Boseman is a force of nature as Levee. For a performer so indelibly linked with the stoic superhero T’Challa, it’s amazing to see his transformative talents on display here as the fast-talking, smooth moving hustler Levee. The old band mates are dubious about his claims that stardom awaits but Levee is so confident and self-assured, they all seem like dinosaurs by comparison. In particular, Levee seems to understand a different market for popular music awaits through the medium of radio that the old performers can barely comprehend.
Then along comes Ma (Davis).
Ma is Levee’s polar opposite. She has world weary eyes. She wears a permanent scowl and makes clear from the outset that she’s itching to find an excuse to go back to Georgia. Where Levee is all smiles and sugarcoats his words for the white studio managers, Ma is openly disdainful of their presence. She acts the part of the diva and does so knowingly. Her entourage includes her girlfriend Dussie Mae and her nephew Sylvester who she insists records an introduction to the track despite carrying a wicked stutter. After much negotiating and threats of walking out, Ma fully gets her way and when the recording is due to start, she halts everything and demands someone fetch her a coca cola. Ma gets what Ma wants.
It occured to me that my expectations for how this film would unfold were sharply coloured by Boseman’s casting as Levee. It’s Chadwick Boseman. He’s the hero. He’s in the right. He understands that radio is the future. He’s ambitious and has hustle. He steals Dussie Mae away from Ma right beneath her very nose. I wonder if the experience with the stage show felt different when its not Boseman playing Levee.
The film takes a turn midway through when Levee loses patience with the band ridiculing his sweetness and deference to the white station manger. Levee vividly describes his traumatic childhood to the others, revealing an ugly, dark and previously unseen facet of his character. He shapes to follow in his father’s footsteps and his father – although grievously wronged – was a man who sought bloody retribution against his enemies.
In time, I also began to realise that Ma was in fact the smartest person in the room. Levee is right in understanding how to write popular music that white folk will listen to on the radio. But he’s naive in thinking the station manager would ever go along with his plans or cut him a share of the profits. Ma doesn’t ever bother to learn what the music trends are because she rightly understands that as soon as her voice is permanently etched in a recording, the producers will have no further use for her. She is independently wealthy already from performing to black clubs in Georgia so she has no need for any of this. She’s just there to get a pay day not just for herself, but for her family. And she’s doing it with her dignity intact. She knows her worth and never doubts or undersells herself for a second.

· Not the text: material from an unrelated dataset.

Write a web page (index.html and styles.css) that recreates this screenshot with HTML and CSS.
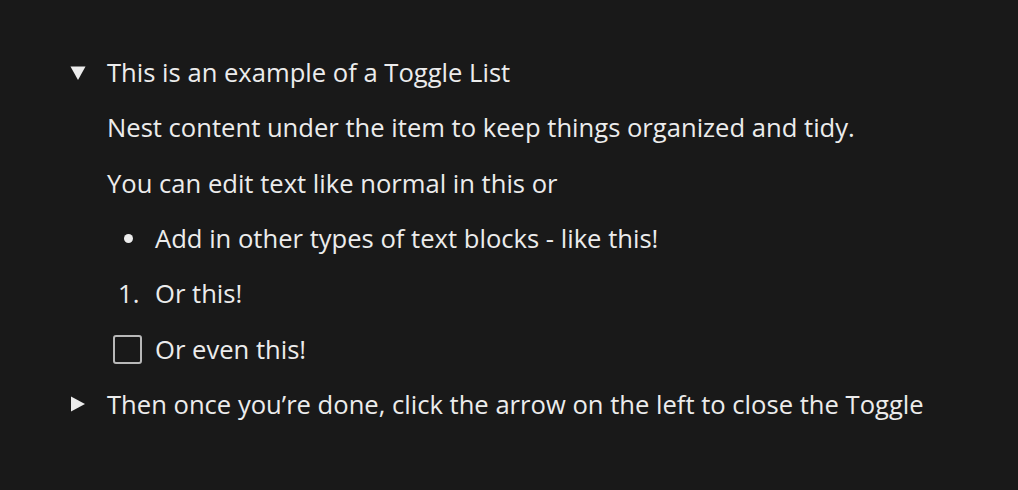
FILE: index.html
```html
<!DOCTYPE html>
<html>
<head>
<meta charset="utf-8">
<link rel="stylesheet" href="styles.css">
</head>
<body>
<div class="page">
  <div class="toggle">
    <div class="row">
      <span class="arrow"><svg width="16" height="14" viewBox="0 0 16 14"><polygon points="0.5,0.5 15.5,0.5 8,14" fill="#ececec"/></svg></span>
      <span class="text">This is an example of a Toggle List</span>
    </div>
    <div class="children">
      <div class="row"><span class="text">Nest content under the item to keep things organized and tidy.</span></div>
      <div class="row"><span class="text">You can edit text like normal in this or</span></div>
      <div class="row item"><span class="marker"><span class="dot"></span></span><span class="text">Add in other types of text blocks - like this!</span></div>
      <div class="row item"><span class="marker num">1.</span><span class="text">Or this!</span></div>
      <div class="row item"><span class="marker"><span class="check"></span></span><span class="text">Or even this!</span></div>
    </div>
  </div>
  <div class="toggle">
    <div class="row">
      <span class="arrow"><svg width="16" height="16" viewBox="0 0 16 16"><polygon points="1,0.5 15,8 1,15.5" fill="#ececec"/></svg></span>
      <span class="text">Then once you’re done, click the arrow on the left to close the Toggle</span>
    </div>
  </div>
</div>
</body>
</html>
```
FILE: styles.css
```css
html, body {
  margin: 0;
  padding: 0;
  background: #191919;
}
body {
  font-family: "Open Sans", "Noto Sans", sans-serif;
  font-size: 25.6px;
  color: #ececec;
}
.page {
  padding: 45px 0 0 70px;
}
.row {
  display: flex;
  align-items: center;
  height: 55.3px;
  white-space: nowrap;
}
.arrow {
  width: 37px;
  display: flex;
  align-items: center;
}
.children {
  padding-left: 37px;
}
.marker {
  width: 48px;
  display: flex;
  align-items: center;
  justify-content: center;
  flex: none;
}
.dot {
  width: 9px;
  height: 9px;
  border-radius: 50%;
  background: #ececec;
  margin-left: -6px;
}
.num {
  justify-content: flex-start;
  padding-left: 11px;
  box-sizing: border-box;
}
.check {
  width: 25px;
  height: 25px;
  border: 2px solid #b8b8b8;
  border-radius: 3px;
  margin-left: -8px;
}
```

Once this penny drops, there’s a realisation that the film has a rather severe and cynical world view. But who can argue against what Ma is doing? The film’s themes about black self determination make it an interesting companion piece to another award season contender One Night In Miami where black pop star Sam Cooke grapples with a similar dilemma.

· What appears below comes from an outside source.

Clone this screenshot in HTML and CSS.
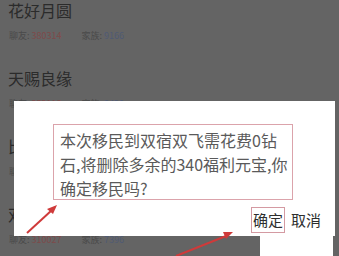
FILE: index.html
```html
<!DOCTYPE html>
<html lang="zh-CN">
<head>
    <meta charset="UTF-8">
    <meta name="viewport" content="width=device-width, initial-scale=1.0">
    <title>移民</title>
    <link rel="stylesheet" href="styles.css">
</head>
<body>
    <div class="list">
        <div class="item">
            <h2 class="item-title">花好月圆</h2>
            <div class="item-meta">
                <span class="label">聊友:</span> <span class="num-red">380314</span>
                <span class="label gap">家族:</span> <span class="num-blue">9166</span>
            </div>
        </div>
        <div class="item">
            <h2 class="item-title">天赐良缘</h2>
            <div class="item-meta">
                <span class="label">聊友:</span> <span class="num-red">352118</span>
                <span class="label gap">家族:</span> <span class="num-blue">8420</span>
            </div>
        </div>
        <div class="item">
            <h2 class="item-title">比翼双飞</h2>
            <div class="item-meta">
                <span class="label">聊友:</span> <span class="num-red">330561</span>
                <span class="label gap">家族:</span> <span class="num-blue">7902</span>
            </div>
        </div>
        <div class="item item-last">
            <h2 class="item-title">双宿双飞</h2>
            <div class="item-meta">
                <span class="label">聊友:</span> <span class="num-red">310027</span>
                <span class="label gap">家族:</span> <span class="num-blue">7396</span>
            </div>
        </div>
    </div>

    <!-- confirm dialog -->
    <div class="dialog">
        <div class="dialog-msg">本次移民到双宿双飞需花费0钻石,将删除多余的340福利元宝,你确定移民吗?</div>
        <div class="dialog-actions">
            <span class="btn btn-marked">确定</span>
            <span class="btn">取消</span>
        </div>
    </div>
    <div class="dialog-tail"></div>

    <svg class="arrows" width="339" height="256" viewBox="0 0 339 256">
        <line x1="27" y1="233" x2="52" y2="210" stroke="#cf3a3a" stroke-width="2"/>
        <polygon points="57,205 47,209 53,214" fill="#cf3a3a"/>
        <line x1="176" y1="256" x2="226" y2="236" stroke="#cf3a3a" stroke-width="2"/>
        <polygon points="233,232 223,232 226,239" fill="#cf3a3a"/>
    </svg>
</body>
</html>
```

FILE: styles.css
```css
html {
    overflow: hidden;
}

body {
    margin: 0;
    width: 339px;
    height: 256px;
    overflow: hidden;
    background: #646464;
    font-family: "Noto Sans CJK SC", "Noto Sans", sans-serif;
    position: relative;
}

.list {
    padding: 0 8px;
}

.item {
    height: 68px;
}

.item-last {
    height: auto;
}

.item-title {
    margin: 0;
    font-size: 16px;
    line-height: 20px;
    font-weight: normal;
    color: #2b2b2b;
}

.item-meta {
    margin-top: 10px;
    padding-left: 1px;
    font-size: 9px;
    line-height: 12px;
    color: #4a4a4a;
}

.label.gap {
    margin-left: 18px;
}

.num-red {
    color: #7e4a4a;
}

.num-blue {
    color: #4f5a74;
}

.dialog {
    position: absolute;
    left: 14px;
    top: 101px;
    width: 321px;
    height: 135px;
    background: #fff;
    box-sizing: border-box;
    padding: 23px 0 0 39px;
}

.dialog-tail {
    position: absolute;
    left: 260px;
    top: 236px;
    width: 73px;
    height: 20px;
    background: #fff;
}

.dialog-msg {
    width: 240px;
    height: 76px;
    box-sizing: border-box;
    border: 1px solid #dba3ab;
    padding: 3px 0 0 6px;
    font-size: 16px;
    line-height: 24px;
    color: #5a5a5a;
    word-break: break-all;
    line-break: anywhere;
}

.dialog-actions {
    display: flex;
    gap: 4px;
    margin-top: 7px;
    padding-left: 198px;
}

.btn {
    font-size: 15px;
    line-height: 24px;
    color: #2e2e2e;
    padding: 0 1px;
    border: 1px solid transparent;
}

.btn-marked {
    border-color: #d49aa2;
}

.arrows {
    position: absolute;
    left: 0;
    top: 0;
}
```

The final act of Ma Rainey’s Black Bottom delivers a gut punch. The recording session is complete. Some money is made and some dreams are shattered. The darkness alluded to earlier in the film comes to a sad and inevitable conclusion.
I found myself totally absorbed in Chadwick Boseman’s performance as Levee. It’s crazy to think he was gone less than a year after this was filmed. There is such a presence and physicality to his acting. I had never seen him in anything other than Black Panther prior to this. I hadn’t fully appreciated the range he had as an actor and its a terrible shame that the world was robbed of many more decades of his characters and storytelling. His final performance as Levee Green is enigmatic, full of flair, darkly disturbing at times, but nothing short of memorable.
Review Overview
RATING
GOOD
Summary : An entertaining but unexpectedly dark performance marks Chadwick Boseman's final appearance on the screen. A talent taken far too soon before his time.